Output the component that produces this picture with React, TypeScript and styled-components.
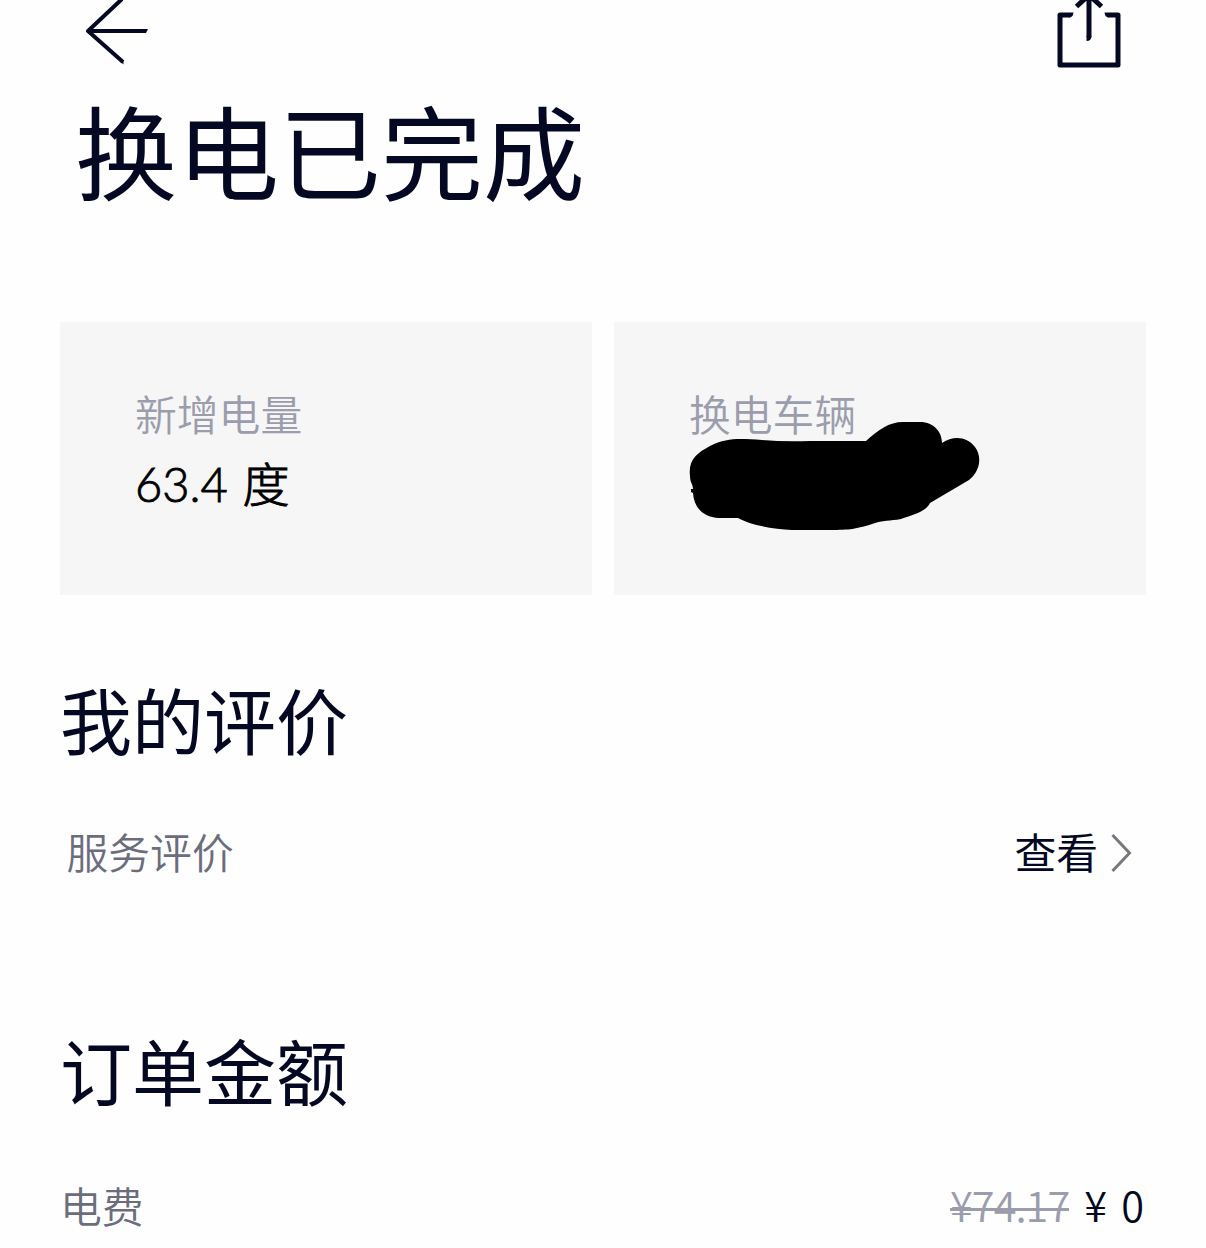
import styled, { createGlobalStyle } from "styled-components";

const GlobalStyle = createGlobalStyle`
  * {
    box-sizing: border-box;
  }

  body {
    margin: 0;
    background-color: #fefefe;
    overflow: hidden;
  }
`;

const Wrapper = styled.div`
  width: 1206px;
  height: 1248px;
  overflow: hidden;
  background-color: #fefefe;
  color: #040822;
  font-family: "Noto Sans CJK SC", sans-serif;
  font-weight: 400;
  white-space: nowrap;
`;

const TopBar = styled.header`
  height: 81px;
  padding: 0 77px 0 80px;
  display: flex;
  justify-content: space-between;
`;

const IconButton = styled.button`
  width: 72px;
  height: 80px;
  padding: 0;
  border: none;
  background: none;
  color: inherit;

  svg {
    display: block;
  }
`;

const Title = styled.h1`
  margin: 0;
  padding-left: 75px;
  height: 241px;
  font-size: 102px;
  font-weight: 400;
  line-height: 136px;
`;

const Cards = styled.div`
  padding: 0 60px;
  display: grid;
  grid-template-columns: 1fr 1fr;
  gap: 22px;
`;

const Card = styled.div`
  height: 273px;
  padding: 60px 75px;
  background-color: #f6f6f6;
`;

const CardLabel = styled.div`
  height: 62px;
  color: #9b9dac;
  font-size: 41.8px;
  font-weight: 350;
  line-height: 62px;
`;

const CardValue = styled.div`
  height: 80px;
  color: #000;
  font-family: Lato, "Noto Sans CJK SC", sans-serif;
  font-size: 47px;
  font-weight: 300;
  line-height: 80px;
  word-spacing: 2px;
  -webkit-text-stroke: 0.9px #000;
`;

// sits over the lower part of the card, touching the label
const Scribble = styled.svg`
  display: block;
  margin: -27px 0 0 -4px;
`;

const Section = styled.section`
  padding: 73px 60px 0;
  height: 351px;
`;

const SectionTitle = styled.h2`
  margin: 0;
  height: 100px;
  font-size: 72px;
  font-weight: 400;
  line-height: 100px;
`;

const Row = styled.div<{ $inset?: number; $top: number }>`
  margin-top: ${({ $top }) => $top}px;
  padding-left: ${({ $inset }) => $inset ?? 0}px;
  height: 60px;
  display: flex;
  align-items: center;
  justify-content: space-between;
  font-size: 41.8px;
  line-height: 60px;
`;

const RowLabel = styled.span`
  color: #6b6d7d;
  font-weight: 350;
`;

const Link = styled.a`
  display: flex;
  align-items: center;
  gap: 12px;
  padding-right: 12px;
`;

const Price = styled.span`
  display: flex;
  gap: 15px;
  padding: 0 2px 2px 0;
  font-size: 41.5px;
  font-weight: 350;
  word-spacing: 5px;
`;

const OldPrice = styled.del`
  color: #9b9dac;
  letter-spacing: -1px;
  text-decoration: none;
  background: linear-gradient(#9b9dac, #9b9dac) 0 34px / 100% 3px no-repeat;
`;

function Main() {
  return (
    <Wrapper>
      <GlobalStyle />
      <TopBar>
        <IconButton aria-label="返回">
          <svg width="72" height="80" fill="none" stroke="currentColor" strokeWidth="4">
            <path d="M42-1L8 31L43 62" strokeLinejoin="round" />
            <path d="M8 31H66" />
            <path d="M64 29H68L66 33H64ZM41 60L43.500 61V64.500L41 62Z" fill="currentColor" stroke="none" />
          </svg>
        </IconButton>
        <IconButton aria-label="分享">
          <svg width="72" height="80" fill="none" stroke="currentColor" strokeWidth="5">
            <path d="M13 15H3V65H61V15H51" strokeLinejoin="round" />
            <path d="M32-5V37M19.500 6.500L32-5L44.500 6.500" />
            <path d="M13 12.500H16.500Q16 17.500 12 17.500ZM51 12.500H47.500Q48 17.500 52 17.500ZM29.500 36H34.500Q34.500 41 29.500 41Z" fill="currentColor" stroke="none" />
          </svg>
        </IconButton>
      </TopBar>
      <Title>换电已完成</Title>
      <Cards>
        <Card>
          <CardLabel>新增电量</CardLabel>
          <CardValue>63.4 度</CardValue>
        </Card>
        <Card>
          <CardLabel>换电车辆</CardLabel>
          <Scribble width="300" height="120" viewBox="685 417 300 120">
            <path d="M690 476C688 460 697 453 710 446C728 437 741 439 762 440Q785 442 810 441H866C878 430 889 422 903 422H920C934 422 942 432 942 443C954 435 967 437 975 447C983 458 979 472 969 480L930 503C926 512 912 515 901 519C890 521 883 520 872 524C856 529 850 530 830 530H792C773 529 750 525 738 518H719C703 517 694 508 693 493L691 492V489H693C693 484 690 483 690 476Z" />
          </Scribble>
        </Card>
      </Cards>
      <Section>
        <SectionTitle>我的评价</SectionTitle>
        <Row $top={53} $inset={6.5}>
          <RowLabel>服务评价</RowLabel>
          <Link>
            查看
            <svg width="24" height="42" fill="none" stroke="#77787f" strokeWidth="3">
              <path d="M2.500 5L19.500 23L2.500 41" />
            </svg>
          </Link>
        </Row>
      </Section>
      <Section>
        <SectionTitle>订单金额</SectionTitle>
        <Row $top={56}>
          <RowLabel>电费</RowLabel>
          <Price>
            <OldPrice>¥74.17</OldPrice>
            <span>¥ 0</span>
          </Price>
        </Row>
      </Section>
    </Wrapper>
  );
}

export default Main;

----

#### Problem description
Your task is an exact transcription of all the data, minus the pictures.

#### Completed task
Output the component that produces this picture with React, TypeScript and styled-components.
import styled, { createGlobalStyle } from "styled-components";

const GlobalStyle = createGlobalStyle`
  * {
    box-sizing: border-box;
  }

  body {
    margin: 0;
    background-color: #fefefe;
    overflow: hidden;
  }
`;

const Wrapper = styled.div`
  width: 1206px;
  height: 1248px;
  overflow: hidden;
  background-color: #fefefe;
  color: #040822;
  font-family: "Noto Sans CJK SC", sans-serif;
  font-weight: 400;
  white-space: nowrap;
`;

const TopBar = styled.header`
  height: 81px;
  padding: 0 77px 0 80px;
  display: flex;
  justify-content: space-between;
`;

const IconButton = styled.button`
  width: 72px;
  height: 80px;
  padding: 0;
  border: none;
  background: none;
  color: inherit;

  svg {
    display: block;
  }
`;

const Title = styled.h1`
  margin: 0;
  padding-left: 75px;
  height: 241px;
  font-size: 102px;
  font-weight: 400;
  line-height: 136px;
`;

const Cards = styled.div`
  padding: 0 60px;
  display: grid;
  grid-template-columns: 1fr 1fr;
  gap: 22px;
`;

const Card = styled.div`
  height: 273px;
  padding: 60px 75px;
  background-color: #f6f6f6;
`;

const CardLabel = styled.div`
  height: 62px;
  color: #9b9dac;
  font-size: 41.8px;
  font-weight: 350;
  line-height: 62px;
`;

const CardValue = styled.div`
  height: 80px;
  color: #000;
  font-family: Lato, "Noto Sans CJK SC", sans-serif;
  font-size: 47px;
  font-weight: 300;
  line-height: 80px;
  word-spacing: 2px;
  -webkit-text-stroke: 0.9px #000;
`;

// sits over the lower part of the card, touching the label
const Scribble = styled.svg`
  display: block;
  margin: -27px 0 0 -4px;
`;

const Section = styled.section`
  padding: 73px 60px 0;
  height: 351px;
`;

const SectionTitle = styled.h2`
  margin: 0;
  height: 100px;
  font-size: 72px;
  font-weight: 400;
  line-height: 100px;
`;

const Row = styled.div<{ $inset?: number; $top: number }>`
  margin-top: ${({ $top }) => $top}px;
  padding-left: ${({ $inset }) => $inset ?? 0}px;
  height: 60px;
  display: flex;
  align-items: center;
  justify-content: space-between;
  font-size: 41.8px;
  line-height: 60px;
`;

const RowLabel = styled.span`
  color: #6b6d7d;
  font-weight: 350;
`;

const Link = styled.a`
  display: flex;
  align-items: center;
  gap: 12px;
  padding-right: 12px;
`;

const Price = styled.span`
  display: flex;
  gap: 15px;
  padding: 0 2px 2px 0;
  font-size: 41.5px;
  font-weight: 350;
  word-spacing: 5px;
`;

const OldPrice = styled.del`
  color: #9b9dac;
  letter-spacing: -1px;
  text-decoration: none;
  background: linear-gradient(#9b9dac, #9b9dac) 0 34px / 100% 3px no-repeat;
`;

function Main() {
  return (
    <Wrapper>
      <GlobalStyle />
      <TopBar>
        <IconButton aria-label="返回">
          <svg width="72" height="80" fill="none" stroke="currentColor" strokeWidth="4">
            <path d="M42-1L8 31L43 62" strokeLinejoin="round" />
            <path d="M8 31H66" />
            <path d="M64 29H68L66 33H64ZM41 60L43.500 61V64.500L41 62Z" fill="currentColor" stroke="none" />
          </svg>
        </IconButton>
        <IconButton aria-label="分享">
          <svg width="72" height="80" fill="none" stroke="currentColor" strokeWidth="5">
            <path d="M13 15H3V65H61V15H51" strokeLinejoin="round" />
            <path d="M32-5V37M19.500 6.500L32-5L44.500 6.500" />
            <path d="M13 12.500H16.500Q16 17.500 12 17.500ZM51 12.500H47.500Q48 17.500 52 17.500ZM29.500 36H34.500Q34.500 41 29.500 41Z" fill="currentColor" stroke="none" />
          </svg>
        </IconButton>
      </TopBar>
      <Title>换电已完成</Title>
      <Cards>
        <Card>
          <CardLabel>新增电量</CardLabel>
          <CardValue>63.4 度</CardValue>
        </Card>
        <Card>
          <CardLabel>换电车辆</CardLabel>
          <Scribble width="300" height="120" viewBox="685 417 300 120">
            <path d="M690 476C688 460 697 453 710 446C728 437 741 439 762 440Q785 442 810 441H866C878 430 889 422 903 422H920C934 422 942 432 942 443C954 435 967 437 975 447C983 458 979 472 969 480L930 503C926 512 912 515 901 519C890 521 883 520 872 524C856 529 850 530 830 530H792C773 529 750 525 738 518H719C703 517 694 508 693 493L691 492V489H693C693 484 690 483 690 476Z" />
          </Scribble>
        </Card>
      </Cards>
      <Section>
        <SectionTitle>我的评价</SectionTitle>
        <Row $top={53} $inset={6.5}>
          <RowLabel>服务评价</RowLabel>
          <Link>
            查看
            <svg width="24" height="42" fill="none" stroke="#77787f" strokeWidth="3">
              <path d="M2.500 5L19.500 23L2.500 41" />
            </svg>
          </Link>
        </Row>
      </Section>
      <Section>
        <SectionTitle>订单金额</SectionTitle>
        <Row $top={56}>
          <RowLabel>电费</RowLabel>
          <Price>
            <OldPrice>¥74.17</OldPrice>
            <span>¥ 0</span>
          </Price>
        </Row>
      </Section>
    </Wrapper>
  );
}

export default Main;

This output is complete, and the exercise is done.